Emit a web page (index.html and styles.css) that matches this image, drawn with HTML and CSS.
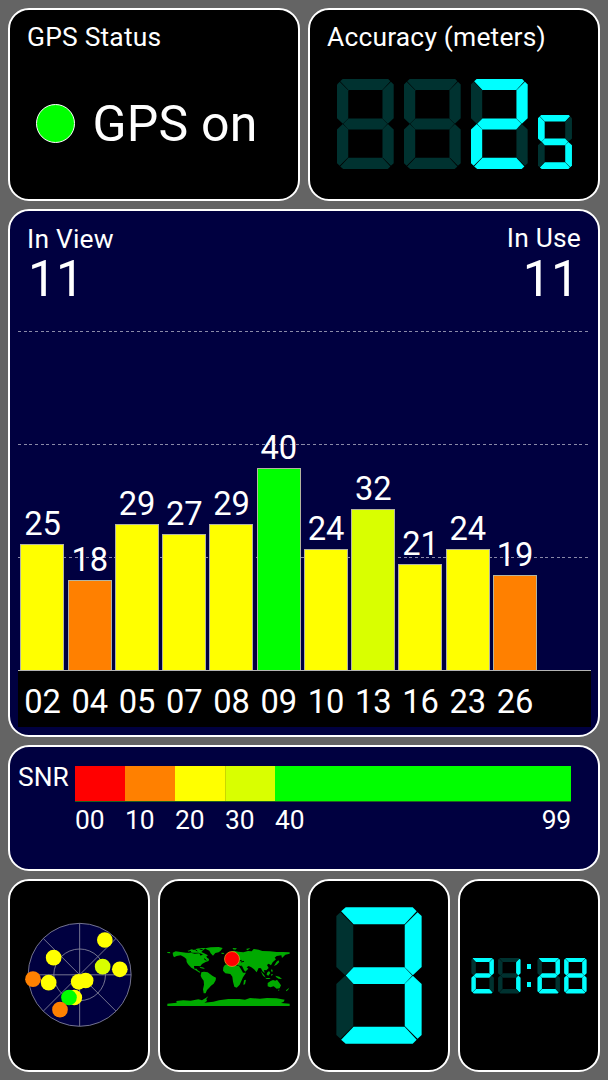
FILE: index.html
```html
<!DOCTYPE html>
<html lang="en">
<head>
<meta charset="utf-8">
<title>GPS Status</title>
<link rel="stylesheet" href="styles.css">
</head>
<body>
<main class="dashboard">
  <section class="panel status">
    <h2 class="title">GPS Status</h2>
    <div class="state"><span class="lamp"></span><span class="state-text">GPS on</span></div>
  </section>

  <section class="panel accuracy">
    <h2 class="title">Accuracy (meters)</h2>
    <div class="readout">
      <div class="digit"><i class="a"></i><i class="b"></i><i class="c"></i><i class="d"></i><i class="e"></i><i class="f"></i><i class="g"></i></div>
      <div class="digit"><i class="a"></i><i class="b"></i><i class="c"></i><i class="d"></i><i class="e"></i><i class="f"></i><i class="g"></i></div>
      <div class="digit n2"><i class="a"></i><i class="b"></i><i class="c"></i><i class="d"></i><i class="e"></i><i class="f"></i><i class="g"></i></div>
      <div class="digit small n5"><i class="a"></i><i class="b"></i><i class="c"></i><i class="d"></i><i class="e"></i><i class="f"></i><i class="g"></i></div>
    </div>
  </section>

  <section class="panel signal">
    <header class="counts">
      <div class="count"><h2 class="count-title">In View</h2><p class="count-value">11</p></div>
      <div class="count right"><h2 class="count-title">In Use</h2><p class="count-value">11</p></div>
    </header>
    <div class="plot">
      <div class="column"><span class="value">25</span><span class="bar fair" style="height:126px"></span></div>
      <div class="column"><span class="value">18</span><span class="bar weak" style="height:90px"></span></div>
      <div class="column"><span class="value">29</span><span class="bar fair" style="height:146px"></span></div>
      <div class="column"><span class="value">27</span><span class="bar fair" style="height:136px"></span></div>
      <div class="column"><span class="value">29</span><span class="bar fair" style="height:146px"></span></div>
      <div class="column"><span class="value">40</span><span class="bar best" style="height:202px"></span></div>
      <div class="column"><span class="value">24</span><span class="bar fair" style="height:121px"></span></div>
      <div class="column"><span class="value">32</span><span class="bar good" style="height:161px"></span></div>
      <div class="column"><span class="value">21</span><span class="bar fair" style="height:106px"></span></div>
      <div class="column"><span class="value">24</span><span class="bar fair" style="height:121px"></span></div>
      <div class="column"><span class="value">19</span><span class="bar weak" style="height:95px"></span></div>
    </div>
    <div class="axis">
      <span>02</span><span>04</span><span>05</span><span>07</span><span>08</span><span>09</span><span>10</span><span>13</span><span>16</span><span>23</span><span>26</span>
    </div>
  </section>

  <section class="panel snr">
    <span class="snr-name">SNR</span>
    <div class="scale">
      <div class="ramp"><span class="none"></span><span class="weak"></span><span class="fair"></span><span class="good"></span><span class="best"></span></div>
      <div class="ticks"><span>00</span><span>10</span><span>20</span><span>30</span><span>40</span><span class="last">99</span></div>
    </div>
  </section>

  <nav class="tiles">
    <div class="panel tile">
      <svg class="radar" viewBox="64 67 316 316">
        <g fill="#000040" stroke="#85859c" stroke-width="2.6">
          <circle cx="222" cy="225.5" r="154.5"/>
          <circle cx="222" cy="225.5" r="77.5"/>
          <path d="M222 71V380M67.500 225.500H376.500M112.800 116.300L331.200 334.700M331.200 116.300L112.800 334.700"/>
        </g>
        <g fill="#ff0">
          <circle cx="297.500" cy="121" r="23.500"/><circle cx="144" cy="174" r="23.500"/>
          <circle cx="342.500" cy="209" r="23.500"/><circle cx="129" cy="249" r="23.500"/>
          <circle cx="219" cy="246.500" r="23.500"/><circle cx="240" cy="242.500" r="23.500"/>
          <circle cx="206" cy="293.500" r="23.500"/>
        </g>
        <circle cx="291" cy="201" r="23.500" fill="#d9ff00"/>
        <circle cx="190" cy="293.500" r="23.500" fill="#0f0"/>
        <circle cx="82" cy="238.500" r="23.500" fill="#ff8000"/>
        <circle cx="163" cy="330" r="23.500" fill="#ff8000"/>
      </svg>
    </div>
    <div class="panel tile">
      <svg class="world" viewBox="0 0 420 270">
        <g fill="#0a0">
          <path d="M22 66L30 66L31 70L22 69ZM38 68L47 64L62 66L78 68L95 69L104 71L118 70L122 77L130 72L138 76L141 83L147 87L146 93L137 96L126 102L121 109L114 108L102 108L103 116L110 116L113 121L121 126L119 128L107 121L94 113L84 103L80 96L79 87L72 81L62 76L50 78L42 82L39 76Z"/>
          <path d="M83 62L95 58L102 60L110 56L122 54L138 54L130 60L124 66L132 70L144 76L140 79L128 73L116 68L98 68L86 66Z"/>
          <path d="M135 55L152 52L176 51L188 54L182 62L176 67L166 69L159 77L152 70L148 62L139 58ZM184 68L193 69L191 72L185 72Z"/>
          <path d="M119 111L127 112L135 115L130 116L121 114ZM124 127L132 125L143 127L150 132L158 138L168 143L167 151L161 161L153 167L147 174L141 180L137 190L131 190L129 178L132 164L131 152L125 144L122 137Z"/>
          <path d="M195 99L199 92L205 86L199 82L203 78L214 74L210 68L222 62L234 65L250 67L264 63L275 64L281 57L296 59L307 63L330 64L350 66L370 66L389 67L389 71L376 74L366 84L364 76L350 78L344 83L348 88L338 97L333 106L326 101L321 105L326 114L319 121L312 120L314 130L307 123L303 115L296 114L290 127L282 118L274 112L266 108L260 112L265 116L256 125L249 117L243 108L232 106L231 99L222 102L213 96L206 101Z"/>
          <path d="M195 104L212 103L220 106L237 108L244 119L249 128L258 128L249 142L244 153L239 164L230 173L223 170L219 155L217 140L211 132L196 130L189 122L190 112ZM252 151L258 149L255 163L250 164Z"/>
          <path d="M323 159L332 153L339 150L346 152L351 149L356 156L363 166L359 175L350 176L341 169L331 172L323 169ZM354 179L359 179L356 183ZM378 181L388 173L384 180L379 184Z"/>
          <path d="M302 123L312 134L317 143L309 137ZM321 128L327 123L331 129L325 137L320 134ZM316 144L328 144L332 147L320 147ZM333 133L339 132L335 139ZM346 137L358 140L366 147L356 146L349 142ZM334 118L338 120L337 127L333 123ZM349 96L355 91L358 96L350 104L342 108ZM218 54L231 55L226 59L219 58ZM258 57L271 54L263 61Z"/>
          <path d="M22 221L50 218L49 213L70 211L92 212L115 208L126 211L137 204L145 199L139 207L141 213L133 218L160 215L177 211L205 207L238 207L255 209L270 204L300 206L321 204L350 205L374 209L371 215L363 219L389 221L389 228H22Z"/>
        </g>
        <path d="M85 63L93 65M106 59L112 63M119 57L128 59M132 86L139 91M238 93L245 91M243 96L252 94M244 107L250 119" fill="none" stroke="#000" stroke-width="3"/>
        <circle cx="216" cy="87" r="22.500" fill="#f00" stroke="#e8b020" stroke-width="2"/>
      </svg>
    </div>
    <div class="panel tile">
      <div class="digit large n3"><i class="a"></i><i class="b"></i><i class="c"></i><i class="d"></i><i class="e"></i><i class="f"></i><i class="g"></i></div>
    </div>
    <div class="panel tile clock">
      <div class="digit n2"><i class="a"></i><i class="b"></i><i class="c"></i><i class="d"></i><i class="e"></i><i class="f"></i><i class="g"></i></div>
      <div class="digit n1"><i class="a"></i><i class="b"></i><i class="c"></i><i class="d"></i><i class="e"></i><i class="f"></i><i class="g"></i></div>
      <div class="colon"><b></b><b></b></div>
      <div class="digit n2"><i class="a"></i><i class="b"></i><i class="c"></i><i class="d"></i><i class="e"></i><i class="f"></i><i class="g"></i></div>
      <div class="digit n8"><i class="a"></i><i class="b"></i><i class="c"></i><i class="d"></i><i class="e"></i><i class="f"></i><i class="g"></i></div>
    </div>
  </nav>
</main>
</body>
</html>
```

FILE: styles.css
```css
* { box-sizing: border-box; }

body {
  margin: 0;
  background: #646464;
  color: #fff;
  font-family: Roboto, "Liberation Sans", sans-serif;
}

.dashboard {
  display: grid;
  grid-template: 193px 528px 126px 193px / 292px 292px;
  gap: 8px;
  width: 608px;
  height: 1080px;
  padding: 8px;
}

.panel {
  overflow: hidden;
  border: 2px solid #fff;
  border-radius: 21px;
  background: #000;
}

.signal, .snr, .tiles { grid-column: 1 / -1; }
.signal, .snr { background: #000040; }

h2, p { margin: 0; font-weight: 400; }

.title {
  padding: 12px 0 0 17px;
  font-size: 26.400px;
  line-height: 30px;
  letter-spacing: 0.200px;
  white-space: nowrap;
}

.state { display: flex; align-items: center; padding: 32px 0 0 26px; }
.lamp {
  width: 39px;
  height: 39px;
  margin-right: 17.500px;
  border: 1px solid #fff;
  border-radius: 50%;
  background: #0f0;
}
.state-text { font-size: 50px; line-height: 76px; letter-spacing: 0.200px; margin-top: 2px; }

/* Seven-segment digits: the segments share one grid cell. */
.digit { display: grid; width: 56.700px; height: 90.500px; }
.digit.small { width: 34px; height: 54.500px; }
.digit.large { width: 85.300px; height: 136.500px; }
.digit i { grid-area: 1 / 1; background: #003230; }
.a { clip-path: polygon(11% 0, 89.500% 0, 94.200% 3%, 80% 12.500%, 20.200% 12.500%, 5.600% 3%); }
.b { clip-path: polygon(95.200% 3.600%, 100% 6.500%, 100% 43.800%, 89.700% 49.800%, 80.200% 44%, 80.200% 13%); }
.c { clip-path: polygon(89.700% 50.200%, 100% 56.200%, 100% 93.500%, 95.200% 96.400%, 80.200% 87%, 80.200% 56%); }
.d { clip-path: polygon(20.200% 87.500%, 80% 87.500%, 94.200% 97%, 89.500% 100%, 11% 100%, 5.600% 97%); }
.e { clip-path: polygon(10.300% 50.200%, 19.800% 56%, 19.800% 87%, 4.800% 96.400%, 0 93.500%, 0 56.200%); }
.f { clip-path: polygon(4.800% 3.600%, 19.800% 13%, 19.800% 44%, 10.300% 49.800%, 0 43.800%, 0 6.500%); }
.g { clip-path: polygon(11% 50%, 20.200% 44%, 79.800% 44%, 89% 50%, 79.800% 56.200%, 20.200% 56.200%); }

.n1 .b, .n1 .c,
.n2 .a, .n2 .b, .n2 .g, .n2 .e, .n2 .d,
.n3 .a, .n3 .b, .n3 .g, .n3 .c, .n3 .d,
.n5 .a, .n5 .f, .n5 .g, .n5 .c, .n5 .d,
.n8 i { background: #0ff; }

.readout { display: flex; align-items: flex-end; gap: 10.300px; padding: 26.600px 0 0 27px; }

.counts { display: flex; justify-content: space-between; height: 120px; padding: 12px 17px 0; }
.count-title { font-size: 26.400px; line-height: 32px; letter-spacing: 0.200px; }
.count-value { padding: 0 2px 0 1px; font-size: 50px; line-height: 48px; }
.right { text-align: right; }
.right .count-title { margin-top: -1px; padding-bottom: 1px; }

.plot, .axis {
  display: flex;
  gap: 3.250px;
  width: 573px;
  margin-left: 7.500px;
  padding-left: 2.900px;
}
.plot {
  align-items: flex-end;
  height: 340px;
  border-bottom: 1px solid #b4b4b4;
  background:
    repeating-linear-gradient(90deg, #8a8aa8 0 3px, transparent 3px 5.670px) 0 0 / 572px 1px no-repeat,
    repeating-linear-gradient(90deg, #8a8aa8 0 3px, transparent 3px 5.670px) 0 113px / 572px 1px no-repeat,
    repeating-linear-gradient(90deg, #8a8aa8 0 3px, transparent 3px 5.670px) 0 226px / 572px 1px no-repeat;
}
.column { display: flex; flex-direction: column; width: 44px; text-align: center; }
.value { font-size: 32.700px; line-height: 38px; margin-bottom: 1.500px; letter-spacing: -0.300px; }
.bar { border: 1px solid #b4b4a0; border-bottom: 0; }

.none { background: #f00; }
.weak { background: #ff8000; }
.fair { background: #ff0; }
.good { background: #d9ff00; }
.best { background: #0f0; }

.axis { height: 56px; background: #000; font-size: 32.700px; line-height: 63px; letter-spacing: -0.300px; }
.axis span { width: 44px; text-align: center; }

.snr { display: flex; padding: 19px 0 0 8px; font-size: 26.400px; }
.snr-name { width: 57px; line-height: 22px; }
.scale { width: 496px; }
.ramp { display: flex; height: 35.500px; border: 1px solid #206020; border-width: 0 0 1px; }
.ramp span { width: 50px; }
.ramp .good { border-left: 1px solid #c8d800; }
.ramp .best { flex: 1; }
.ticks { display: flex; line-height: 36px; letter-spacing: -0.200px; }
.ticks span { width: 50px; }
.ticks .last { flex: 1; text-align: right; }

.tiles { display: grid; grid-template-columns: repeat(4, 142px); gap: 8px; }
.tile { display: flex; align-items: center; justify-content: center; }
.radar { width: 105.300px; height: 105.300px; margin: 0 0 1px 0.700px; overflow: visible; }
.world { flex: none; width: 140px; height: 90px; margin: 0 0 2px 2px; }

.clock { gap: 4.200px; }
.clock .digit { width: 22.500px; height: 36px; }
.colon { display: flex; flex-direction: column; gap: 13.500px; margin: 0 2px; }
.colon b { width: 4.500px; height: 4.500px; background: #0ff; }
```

→ **Direction**
From the listing above, copy every line that holds the string "index".

→ **Answer to this problem**
Emit a web page (index.html and styles.css) that matches this image, drawn with HTML and CSS.
FILE: index.html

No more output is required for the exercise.